Looking closely at the Red Benchy, the corners on the ledges and door frame are crisper and sharper compared to the Green Benchy. There is a loss of definition of these sharp corners, which would be even less if scanned further.





3D Print from 3D Scan

The green one has no details inside the wheelhouse because the 3D Scannercannot see inside the wheelhouse. Therefore, the software fills in the missing information to make the 3D scan watertight mesh.




Everything can be 3D Scanned = Myth

Nearly everything can be 3D scanned, but the results of some scans will depend on more than the shape. People 3D scan houses, cars, planes, tanks, or anything else! However, it gives a skewed outlook on the capability of the technology. These tell us big things are scannable, but the level of detail is low.
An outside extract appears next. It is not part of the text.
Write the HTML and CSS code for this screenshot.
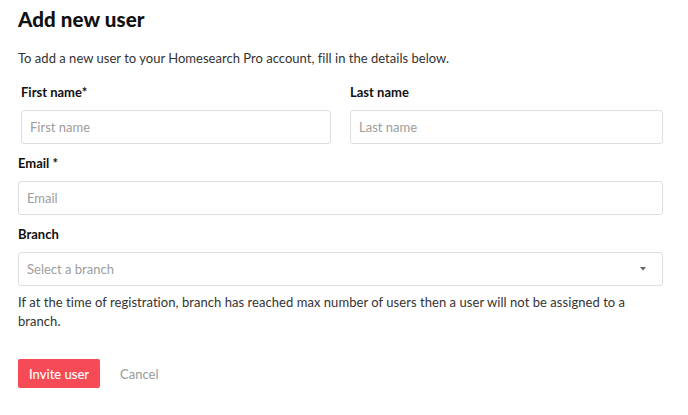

Anything smaller than a 30mm x 30mm x 30mm cube, is difficult to scan. It is impossible to scan small items on most medium to high-end 3D Scanners; it requires specialist technology.

Regarding colours, 3D scanners can see them all however black or reflective items are less likely to yield good scanning results. Some coatings can improve the results, but these add more cost and health and safety concerns.


3D Scanning is cheap = Myth

We very rarely must justify the costs for 3D Scanning parts. It’s not necessarily the scan itself but the equipment and time associated with the scanning process that surprises people with 3D Scanning quotes. For example, to provide this service, we

  • Own a 3D Scanner (£2000+)
  • Are trained in 3D Scanning
  • Have a computer dedicated to 3D scanning use (£1500+)
  • Have space to house and use the 3D Scanner
  • Incorporate associated business costs such as wages and electricity to do 3D Scanning in our office.

The 3D Scanning process is:

  • Set the equipment up.
  • Calibrate the Scanner before each use.
  • Scan the part.
  • Clean the equipment and then store it away.
  • Edit and process the Scanned data.
  • Save the 3D scan in a usable format.

Although a straightforward scan can take from 10 minutes to complete, in all, the above process takes at least 30 minutes. Therefore, we quote from £40 to 3D scan the part with editing or 3D print at an additional charge. It’s fair to say, 3D Scanning is not cheap, it’s cost-effective.

To conclude, 3D Scanning is a helpful technology and an invaluable tool to help reverse engineer complex geometry. You will be hard-pushed to find a better, cost-effective solution to copy simple obsolete parts. However, as addressed, there are limitations to be aware of.